勉強が好きで、世界を知ることが好きで、それなのにどうして学校で学ぶことを女の子だからという理由で諦めなければならないのか・・・
・・・イスラム教が悪なのではないと私は思います。
マララさんもイスラム教徒です。
国連での演説で、マララさんもいっています。
「彼らは、神はちっぽけで取るに足りない、保守的な存在で、ただ学校に行っているというだけで女の子たちを地獄に送っているのだと考えています」
国際政治だとか、宗教だとか、言葉の解釈だとか、人間は様々な言い訳を考え出しますが、私が思うのは自分の頭で考えることを放棄してしまってはいけないってこと。
タリバンはラジオを使って人々の不安を煽り、自分たちの主張を、指導者の言葉を人々に聞かせます。
それはやがてタリバンを批判する者はすなわちイスラム教に背く者だとして、個人を名指しし始め、人々を恐怖と疑心暗鬼に駆り立てていきます。
町では公開裁判が始まり、見せしめのムチ打ちが行われ、処刑された人々がさらされる。
これは実際にマララさんの身の回りで起きた現実。
イスラム国の例を出すまでもなく、これが今まさにこの地球上で行われているんですよね。
2001年アメリカで起こった同時多発テロ、いわゆる9.11の時、マララさんは4歳。
2011年パキスタンの陸軍士官学校の目と鼻の先で潜伏中のウサマ・ビン・ラディンがアメリカ軍によって殺害された時は13歳でした。

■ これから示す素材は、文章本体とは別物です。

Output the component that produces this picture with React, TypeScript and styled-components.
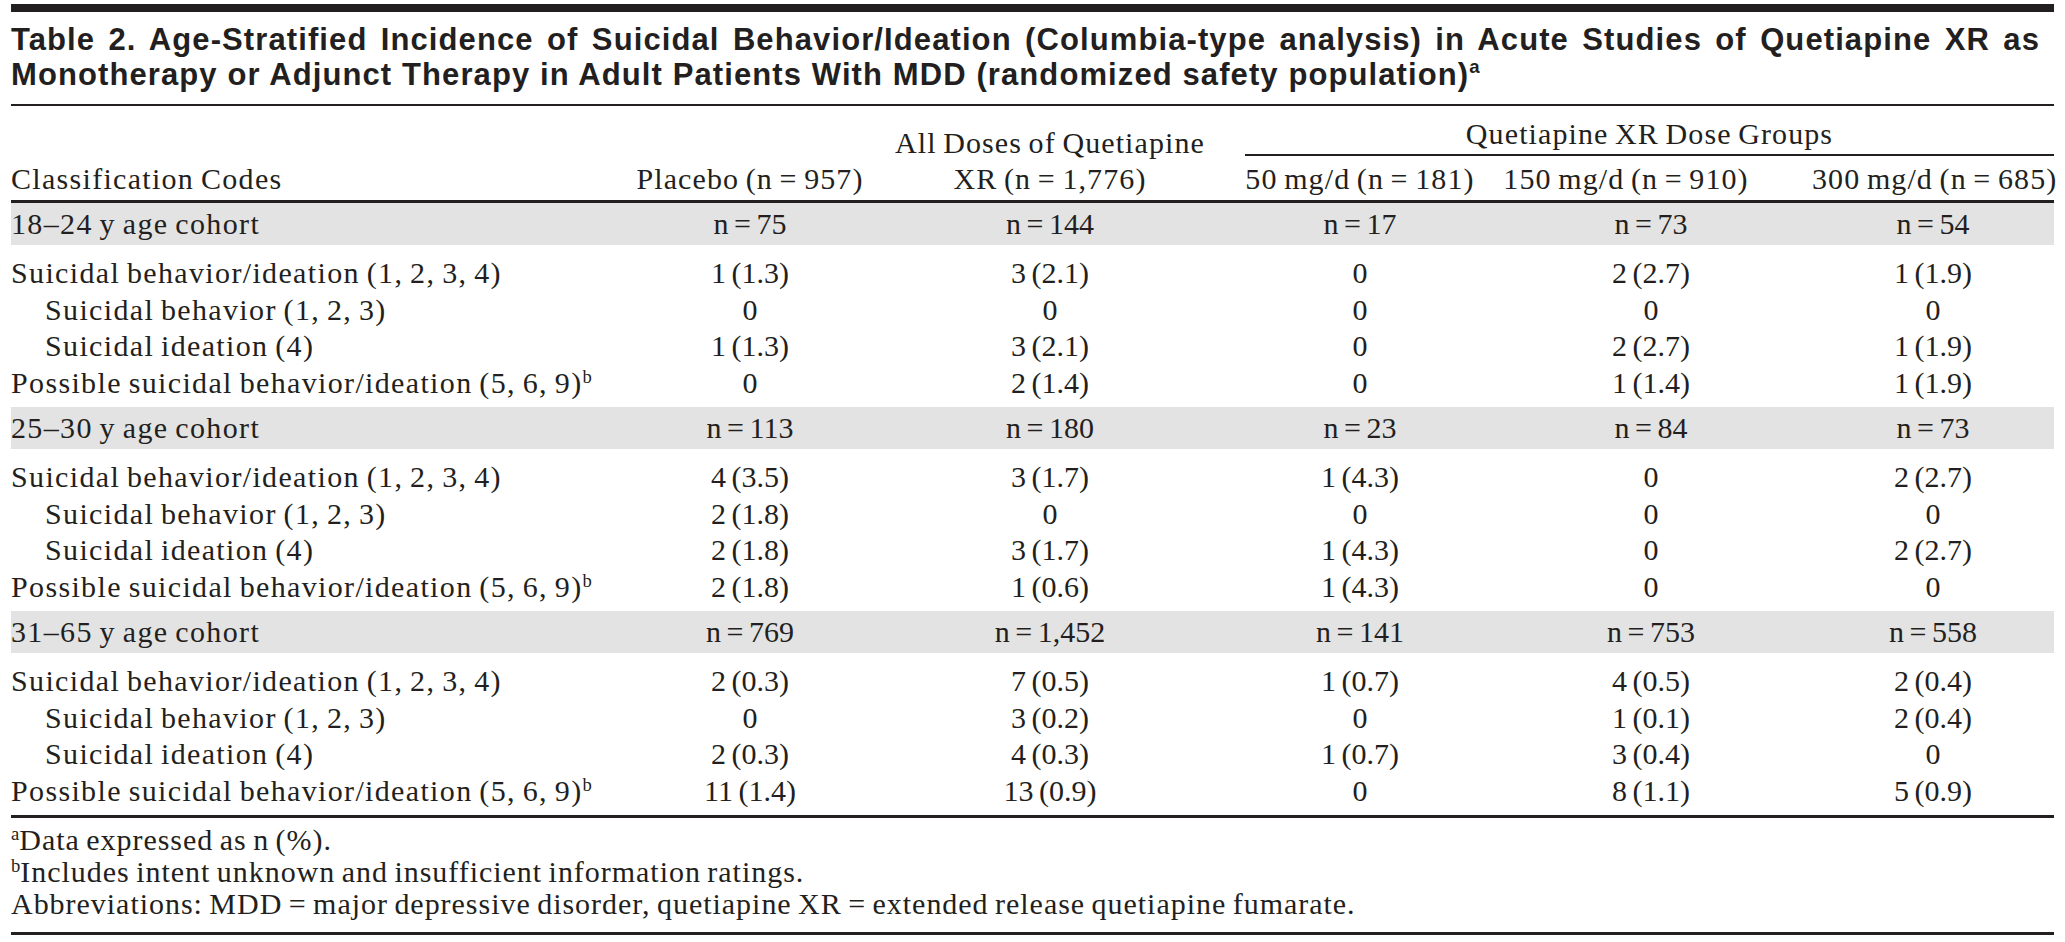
import React from 'react';
import styled, { createGlobalStyle } from 'styled-components';

const GlobalStyle = createGlobalStyle`
  html, body {
    margin: 0;
    padding: 0;
    background: #ffffff;
  }
  body {
    color: #231f20;
    font-family: "Liberation Serif", "Times New Roman", serif;
  }
`;

const Page = styled.div`
  width: 2043px;
  padding: 4px 11px 0;
`;

const TopBar = styled.div`
  height: 8px;
  background: #231f20;
`;

const Title = styled.h1`
  margin: 0;
  padding: 10px 14px 12px 0;
  font-family: "Liberation Sans", Arial, sans-serif;
  font-weight: 700;
  font-size: 31px;
  line-height: 35px;
  letter-spacing: 1.1px;
  border-bottom: 2px solid #231f20;
`;

// the first title line is set justified, like the typeset original
const TitleLine = styled.span<{ $justify?: boolean }>`
  display: block;
  height: 35px;
  white-space: ${p => (p.$justify ? 'normal' : 'nowrap')};
  text-align: ${p => (p.$justify ? 'justify' : 'left')};
  text-align-last: ${p => (p.$justify ? 'justify' : 'left')};
`;

const TitleSup = styled.sup`
  font-size: 0.6em;
  line-height: 0;
  vertical-align: 0.65em;
`;

const Table = styled.table`
  width: 2043px;
  table-layout: fixed;
  border-collapse: separate;
  border-spacing: 0;
  font-size: 30px;
  letter-spacing: 1.1px;
  word-spacing: -2px;
`;

const HeadRow = styled.tr<{ $h: number }>`
  height: ${p => p.$h}px;
`;

const HeadCell = styled.th<{ $align?: 'left' | 'center'; $shift?: number }>`
  padding: 0 ${p => p.$shift ?? 0}px 3px 0;
  font-weight: normal;
  line-height: 36px;
  text-align: ${p => p.$align ?? 'center'};
  letter-spacing: ${p => (p.$align === 'left' ? '1.3px' : '1.1px')};
  vertical-align: bottom;
  border-bottom: 3px solid #231f20;
  white-space: nowrap;
`;

const GroupCell = styled.th`
  padding: 0;
  font-weight: normal;
  vertical-align: bottom;
`;

const GroupLabel = styled.div`
  margin-left: 15px;
  padding-bottom: 2px;
  line-height: 36px;
  text-align: center;
  border-bottom: 2px solid #231f20;
`;

const BandRow = styled.tr`
  height: 42px;
  background: #e3e3e3;
`;

const BandCell = styled.td<{ $label?: boolean }>`
  padding: 0;
  line-height: 36px;
  vertical-align: middle;
  text-align: ${p => (p.$label ? 'left' : 'center')};
  letter-spacing: ${p => (p.$label ? '1.35px' : '0')};
  white-space: nowrap;
`;

const DataCell = styled.td<{ $label?: boolean; $indent?: boolean; $pos?: 'first' | 'last' | 'mid' }>`
  padding: ${p => (p.$pos === 'first' ? '10px' : '0')} 0 ${p => (p.$pos === 'last' ? '6px' : '0')}
    ${p => (p.$indent ? '34px' : '0')};
  line-height: 36.5px;
  vertical-align: middle;
  text-align: ${p => (p.$label ? 'left' : 'center')};
  letter-spacing: ${p => (p.$label ? '1.35px' : '0')};
  white-space: nowrap;
`;

const Sup = styled.sup`
  font-size: 0.62em;
  line-height: 0;
  vertical-align: 0.55em;
  letter-spacing: 0;
`;

const Notes = styled.div`
  padding: 6px 0 12px;
  font-size: 30px;
  line-height: 32px;
  letter-spacing: 0.97px;
  word-spacing: -2px;
  border-top: 3px solid #231f20;
  border-bottom: 3px solid #231f20;
`;

const NoteLine = styled.div`
  white-space: nowrap;
`;

type Row = {
  label: string;
  indent?: boolean;
  note?: string;
  values: string[];
};

type Cohort = {
  label: string;
  counts: string[];
  rows: Row[];
};

const rowLabels = (vals: string[][]): Row[] => [
  { label: 'Suicidal behavior/ideation (1, 2, 3, 4)', values: vals[0] },
  { label: 'Suicidal behavior (1, 2, 3)', indent: true, values: vals[1] },
  { label: 'Suicidal ideation (4)', indent: true, values: vals[2] },
  { label: 'Possible suicidal behavior/ideation (5, 6, 9)', note: 'b', values: vals[3] },
];

const cohorts: Cohort[] = [
  {
    label: '18–24 y age cohort',
    counts: ['n = 75', 'n = 144', 'n = 17', 'n = 73', 'n = 54'],
    rows: rowLabels([
      ['1 (1.3)', '3 (2.1)', '0', '2 (2.7)', '1 (1.9)'],
      ['0', '0', '0', '0', '0'],
      ['1 (1.3)', '3 (2.1)', '0', '2 (2.7)', '1 (1.9)'],
      ['0', '2 (1.4)', '0', '1 (1.4)', '1 (1.9)'],
    ]),
  },
  {
    label: '25–30 y age cohort',
    counts: ['n = 113', 'n = 180', 'n = 23', 'n = 84', 'n = 73'],
    rows: rowLabels([
      ['4 (3.5)', '3 (1.7)', '1 (4.3)', '0', '2 (2.7)'],
      ['2 (1.8)', '0', '0', '0', '0'],
      ['2 (1.8)', '3 (1.7)', '1 (4.3)', '0', '2 (2.7)'],
      ['2 (1.8)', '1 (0.6)', '1 (4.3)', '0', '0'],
    ]),
  },
  {
    label: '31–65 y age cohort',
    counts: ['n = 769', 'n = 1,452', 'n = 141', 'n = 753', 'n = 558'],
    rows: rowLabels([
      ['2 (0.3)', '7 (0.5)', '1 (0.7)', '4 (0.5)', '2 (0.4)'],
      ['0', '3 (0.2)', '0', '1 (0.1)', '2 (0.4)'],
      ['2 (0.3)', '4 (0.3)', '1 (0.7)', '3 (0.4)', '0'],
      ['11 (1.4)', '13 (0.9)', '0', '8 (1.1)', '5 (0.9)'],
    ]),
  },
];

const colWidths = [619, 240, 360, 260, 322, 242];

const App = () => {
  return (
    <Page>
      <GlobalStyle />
      <TopBar />
      <Title>
        <TitleLine $justify>
          Table 2. Age-Stratified Incidence of Suicidal Behavior/Ideation (Columbia-type analysis) in Acute Studies of
          Quetiapine XR as
        </TitleLine>
        <TitleLine>
          Monotherapy or Adjunct Therapy in Adult Patients With MDD (randomized safety population)
          <TitleSup>a</TitleSup>
        </TitleLine>
      </Title>
      <Table>
        <colgroup>
          {colWidths.map((w, i) => (
            <col key={i} style={{ width: w }} />
          ))}
        </colgroup>
        <thead>
          <HeadRow $h={50}>
            <HeadCell rowSpan={2} $align="left">Classification Codes</HeadCell>
            <HeadCell rowSpan={2}>Placebo (n = 957)</HeadCell>
            <HeadCell rowSpan={2}>
              All Doses of Quetiapine
              <br />
              XR (n = 1,776)
            </HeadCell>
            <GroupCell colSpan={3}>
              <GroupLabel>Quetiapine XR Dose Groups</GroupLabel>
            </GroupCell>
          </HeadRow>
          <HeadRow $h={47}>
            <HeadCell>50 mg/d (n = 181)</HeadCell>
            <HeadCell $shift={50}>150 mg/d (n = 910)</HeadCell>
            <HeadCell>300 mg/d (n = 685)</HeadCell>
          </HeadRow>
        </thead>
        {cohorts.map(c => (
          <tbody key={c.label}>
            <BandRow>
              <BandCell $label>{c.label}</BandCell>
              {c.counts.map((n, i) => (
                <BandCell key={i}>{n}</BandCell>
              ))}
            </BandRow>
            {c.rows.map((r, ri) => {
              const pos = ri === 0 ? 'first' : ri === c.rows.length - 1 ? 'last' : 'mid';
              return (
                <tr key={r.label}>
                  <DataCell $label $indent={r.indent} $pos={pos}>
                    {r.label}
                    {r.note && <Sup>{r.note}</Sup>}
                  </DataCell>
                  {r.values.map((v, i) => (
                    <DataCell key={i} $pos={pos}>
                      {v}
                    </DataCell>
                  ))}
                </tr>
              );
            })}
          </tbody>
        ))}
      </Table>
      <Notes>
        <NoteLine>
          <Sup>a</Sup>Data expressed as n (%).
        </NoteLine>
        <NoteLine>
          <Sup>b</Sup>Includes intent unknown and insufficient information ratings.
        </NoteLine>
        <NoteLine>
          Abbreviations: MDD = major depressive disorder, quetiapine XR = extended release quetiapine fumarate.
        </NoteLine>
      </Notes>
    </Page>
  );
};

export default App;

やがて学校にも脅迫状が届くようになり、女の子が学校に通うことが禁止されてしまいます。
襲撃が頻繁になり、タリバン兵の姿が町にも。
タリバンが首都にまで迫ろうとすると、ようやく政府も重い腰を上げ、タリバン掃討に乗り出し、町は戦場に。
日常の中に響く銃声に爆音。
タリバンは学校を次々と爆破し、マララさんたち家族も避難をよぎなくされます。
政府軍は一度はタリバンを退けますが、彼らは遠くに去ったわけではありませんでした。
ようやく再び学校に通えるようになったと思った時、その事件は起きるのです。
頭部と首に銃弾を受けた彼女は軍の病院に運ばれますが、意識不明で危ない状態。
さらなるタリバンの襲撃も考えられる中、治療と身の安全を確保するために、彼女はイギリス、バーミンガムの病院に移送されることになります。
一週間後、意識を取り戻した彼女が、家族の心配をするのと同時に、病院の治療費を心配するところがあって、読んでいて泣きたいような可笑しいような気持ちになってしまいました(苦笑)
読んでいて我慢できずに二度程感極まってしまったシーンも。
襲撃された場面ではありません。
パキスタンで不安と危険のせまる中で暮らしながら、イギリスで皆に囲まれて暮らしている治療中、何気なく学校に早く行きたいなぁとマララさんが思う場面。
学校に行かせてあげたい!
こんなに学校に行きたがっている女の子を学校に行かせてあげることもできないなんて、人間ってなんて愚かなの!!
空から光に包まれた神様が降りて来て「これこれ仲良く暮らしなさい」というまで争いを続けるつもり?
・・・極端に走るのはよくないですね。
一本のペン、一冊の本、そこからでも世界は変えられる。
「無学、貧困、そしてテロリズムと闘いましょう。本を手に取り、ペンを握りましょう。
それが私たちにとってもっとも強力な武器なのです。
1人の子ども、1人の教師、1冊の本、そして1本のペン、それで世界を変えられます。
教育こそがただ一つの解決策です。